Well, you can now see there's a pattern to this.
We're going to have the same kind of thing with this sampling package.
In your particular package,
you will have a different way of implementing these things.
But when we do something, say for example, like systematic sampling.
Well, the system is setup to the selection for us and make it as easy as possible.
In our particular case, we're now going to do a systematic selection.
And the first thing that we're going to do [COUGH] is give information to
the system that tells it how to calculate an interval.
13:27
We're going to replicate or repeat our sample
in this particular case with an indicator in our prob.sys,
that is something based on our sampling fraction,
20/975, 975 elements in the phrase.
Now it's not looking at the frame, it's just generating this particular object,
you wonder why they don't say capital N here and lower case n but
it's a different language, they're set up in different ways, these are packages
written by individuals that are then assembled together and made available.
So you gotta read your documentation carefully to be able
to use these kinds of things.
So, in this particular case then, we've created an object, prob.sys,
that contains the basic information about our sample.
But we need to pick the selection, and
here there is something called UPsystematic.
And we won't go through the details of what this is, but
we're going to use that particular function, UPsystematic,
with probabilities, the pi-ik indicators
inside the prob.sys to make our selection systematically, and
then put that Into a sam.sys object.
A little more complicated, right?
It's a little harder to do, unless you're used to working in this particular system
and know how to implement this.
So you're going to have to read, as I said, documentation carefully.
But then we go back to the same operational which we have a frame,
then we're going to use sam.sys equal to 1 indicating a systematic selection.
And then we've listed out the cases in here, I've actually highlighted in
the first about 100 cases, two of the selections that are there.
Note that our interval is 48.75, and
that there are gaps of 48 and 49 with this kind of a system,
if you recall our systematic sampling with the fractional interval.
And indeed the gap there between those two is 48, the next gap might be 49 and so on.
It will depend on where the random start occurred in the nature of the interval.
15:33
Okay, so again, it uses that same system,
generate the sample, put it into a file that has, or
an object that has as many elements as our population, then align the two,
our frame and that sample that has indicators about which case are there.
Use the which function, applying it to the frame to grab information from the sample,
the file of sample indicators to select cases out of our frame.
16:10
We can even get more sophisticated than this when we do
probability proportionate to size.
Here we're going to be doing selection by probabilities,
in which we have a couple of variables that are created in this particular case,
and we are going to apply this to our frame, to our variable owner, _hu.

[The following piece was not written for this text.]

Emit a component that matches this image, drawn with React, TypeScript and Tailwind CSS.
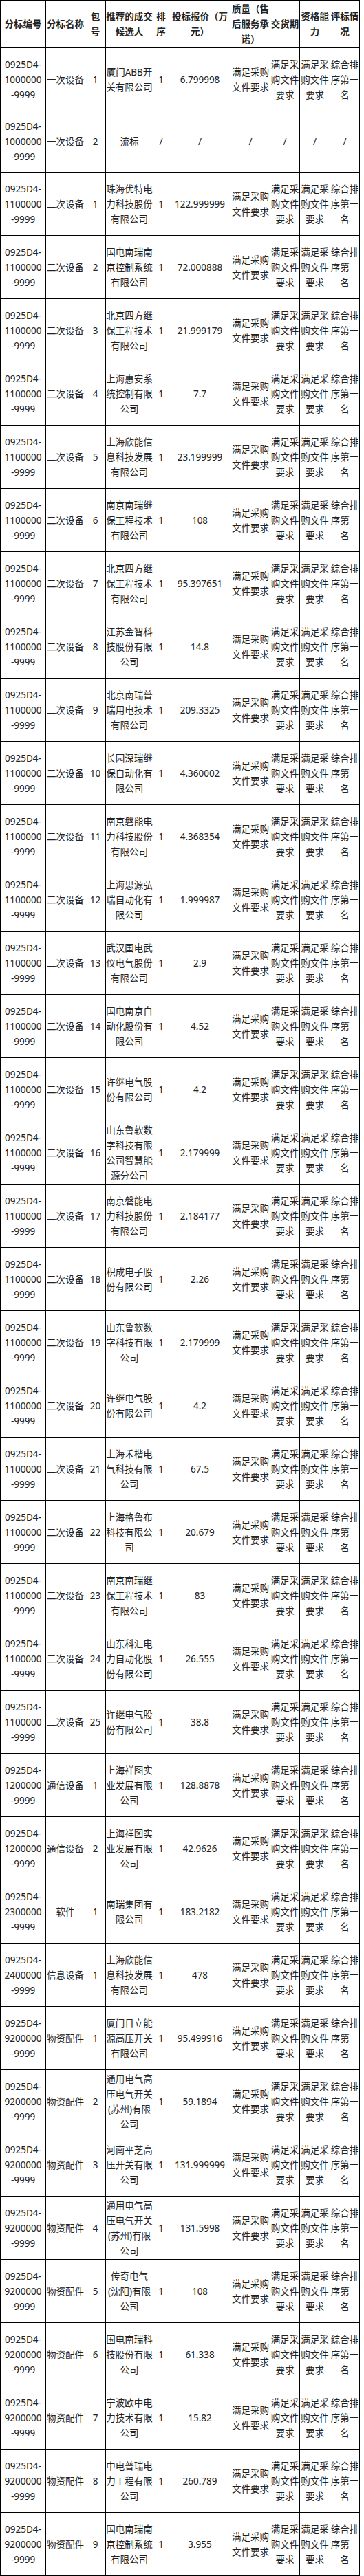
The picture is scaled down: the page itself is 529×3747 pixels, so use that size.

But there's a problem, we get a warning messages that comes up, and
it says that some of these inclusion probabilities are 0.
Well, that's because there are certain blocks that don't have any owner occupied
housing units on them.
16:46
And so, it's just giving us a warning saying,
are you aware that this is the case?
Now, we know that our Probability Proportional to Size Selection system
can operate in this framework, but it's just reminding us that this is going on.
But, again, there is a system.
In this case, a UPbrewer,
17:06
a probability system aimed after a statistician named Brewer
that does probability proportion of the size sampling.
Uses that information that we've setup already to create a sample indicator file,
and then we use our frame function in order to get our sample.
And so there's nothing new here,
it just keeps extending it, the same basic operation.
Generate a sample, match it if you will to the frame, and
then generate our selections as we've done before.